:: WHAT IS BEING ASKED ::
Repeat the listing word for word. No pictures belong in the copy.

:: DATA SEGMENT ::
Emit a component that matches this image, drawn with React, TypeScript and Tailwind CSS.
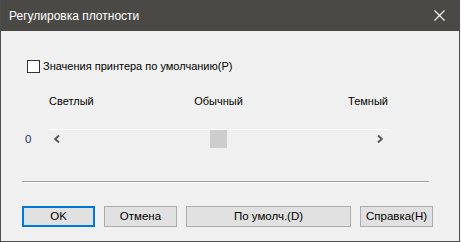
import React, { useState } from "react";

const FONT = { fontFamily: '"Liberation Sans", Arial, sans-serif' };

const DialogButton: React.FC<{
  label: string;
  width: string;
  primary?: boolean;
}> = ({ label, width, primary }) => (
  <button
    className={`${width} h-[21px] bg-[#e1e1e1] text-[11.5px] text-black leading-none flex items-center justify-center ${
      primary ? "border-2 border-[#0078d7]" : "border border-[#adadad]"
    }`}
  >
    {label}
  </button>
);

export default function App() {
  const [useDefaults, setUseDefaults] = useState(false);
  const value = 0;

  return (
    <div className="w-[461px] h-[242px] bg-[#f0f0f0]" style={FONT}>
      <div className="w-[460px] h-[242px] flex flex-col border-x border-b border-[#4f4f4f] bg-[#f0f0f0]">
        {/* Title bar */}
        <div className="h-[31px] shrink-0 bg-[#4b4946] flex items-center justify-between pl-[8px] pr-[10px]">
          <span className="text-white text-[12px]">Регулировка плотности</span>
          <svg width="11" height="11" viewBox="0 0 11 11" className="mr-[4px]">
            <path d="M0.5 0.5 L10.5 10.5 M10.5 0.5 L0.5 10.5" stroke="#fff" strokeWidth="1.1" />
          </svg>
        </div>

        {/* Checkbox */}
        <label className="mt-[29px] ml-[26px] flex items-center gap-[3px] h-[13px] text-[11px] text-black">
          <span
            onClick={() => setUseDefaults(!useDefaults)}
            className="w-[13px] h-[13px] border border-[#333] bg-white shrink-0"
          />
          <span>Значения принтера по умолчанию(P)</span>
        </label>

        {/* Scale labels */}
        <div className="mt-[21px] ml-[48px] w-[339px] grid grid-cols-3 text-[11px] text-black leading-[14px]">
          <span className="text-left">Светлый</span>
          <span className="text-center">Обычный</span>
          <span className="text-right">Темный</span>
        </div>

        {/* Slider */}
        <div className="mt-[21px] flex">
          <span className="w-[48px] pl-[24px] pt-[4px] text-[11.5px] text-[#14306a] leading-[12px]">
            {value}
          </span>
          <div className="relative w-[339px] h-[20px] border-t border-white">
            <svg width="6" height="8" viewBox="0 0 6 8" className="absolute left-[5px] top-[5px]">
              <path d="M5 0.5 L1.2 4 L5 7.5" stroke="#5a5a5a" strokeWidth="2" fill="none" />
            </svg>
            <div className="absolute left-[161px] top-0 w-[17px] h-[18px] bg-[#cdcdcd]" />
            <svg width="6" height="8" viewBox="0 0 6 8" className="absolute left-[328px] top-[5px]">
              <path d="M1 0.5 L4.8 4 L1 7.5" stroke="#5a5a5a" strokeWidth="2" fill="none" />
            </svg>
          </div>
        </div>

        {/* Separator */}
        <div className="mt-[32px] ml-[21px] w-[407px] border-t border-[#a0a0a0] border-b border-b-white" />

        {/* Buttons */}
        <div className="mt-[23px] ml-[21px] flex gap-[9px]">
          <DialogButton label="OK" width="w-[73px]" primary />
          <DialogButton label="Отмена" width="w-[73px]" />
          <DialogButton label="По умолч.(D)" width="w-[165px]" />
          <DialogButton label="Справка(H)" width="w-[73px]" />
        </div>
      </div>
    </div>
  );
}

:: CORRECT OUTPUT ::
Emit a component that matches this image, drawn with React, TypeScript and Tailwind CSS.
import React, { useState } from "react";

const FONT = { fontFamily: '"Liberation Sans", Arial, sans-serif' };

const DialogButton: React.FC<{
  label: string;
  width: string;
  primary?: boolean;
}> = ({ label, width, primary }) => (
  <button
    className={`${width} h-[21px] bg-[#e1e1e1] text-[11.5px] text-black leading-none flex items-center justify-center ${
      primary ? "border-2 border-[#0078d7]" : "border border-[#adadad]"
    }`}
  >
    {label}
  </button>
);

export default function App() {
  const [useDefaults, setUseDefaults] = useState(false);
  const value = 0;

  return (
    <div className="w-[461px] h-[242px] bg-[#f0f0f0]" style={FONT}>
      <div className="w-[460px] h-[242px] flex flex-col border-x border-b border-[#4f4f4f] bg-[#f0f0f0]">
        {/* Title bar */}
        <div className="h-[31px] shrink-0 bg-[#4b4946] flex items-center justify-between pl-[8px] pr-[10px]">
          <span className="text-white text-[12px]">Регулировка плотности</span>
          <svg width="11" height="11" viewBox="0 0 11 11" className="mr-[4px]">
            <path d="M0.5 0.5 L10.5 10.5 M10.5 0.5 L0.5 10.5" stroke="#fff" strokeWidth="1.1" />
          </svg>
        </div>

        {/* Checkbox */}
        <label className="mt-[29px] ml-[26px] flex items-center gap-[3px] h-[13px] text-[11px] text-black">
          <span
            onClick={() => setUseDefaults(!useDefaults)}
            className="w-[13px] h-[13px] border border-[#333] bg-white shrink-0"
          />
          <span>Значения принтера по умолчанию(P)</span>
        </label>

        {/* Scale labels */}
        <div className="mt-[21px] ml-[48px] w-[339px] grid grid-cols-3 text-[11px] text-black leading-[14px]">
          <span className="text-left">Светлый</span>
          <span className="text-center">Обычный</span>
          <span className="text-right">Темный</span>
        </div>

        {/* Slider */}
        <div className="mt-[21px] flex">
          <span className="w-[48px] pl-[24px] pt-[4px] text-[11.5px] text-[#14306a] leading-[12px]">
            {value}
          </span>
          <div className="relative w-[339px] h-[20px] border-t border-white">
            <svg width="6" height="8" viewBox="0 0 6 8" className="absolute left-[5px] top-[5px]">
              <path d="M5 0.5 L1.2 4 L5 7.5" stroke="#5a5a5a" strokeWidth="2" fill="none" />
            </svg>
            <div className="absolute left-[161px] top-0 w-[17px] h-[18px] bg-[#cdcdcd]" />
            <svg width="6" height="8" viewBox="0 0 6 8" className="absolute left-[328px] top-[5px]">
              <path d="M1 0.5 L4.8 4 L1 7.5" stroke="#5a5a5a" strokeWidth="2" fill="none" />
            </svg>
          </div>
        </div>

        {/* Separator */}
        <div className="mt-[32px] ml-[21px] w-[407px] border-t border-[#a0a0a0] border-b border-b-white" />

        {/* Buttons */}
        <div className="mt-[23px] ml-[21px] flex gap-[9px]">
          <DialogButton label="OK" width="w-[73px]" primary />
          <DialogButton label="Отмена" width="w-[73px]" />
          <DialogButton label="По умолч.(D)" width="w-[165px]" />
          <DialogButton label="Справка(H)" width="w-[73px]" />
        </div>
      </div>
    </div>
  );
}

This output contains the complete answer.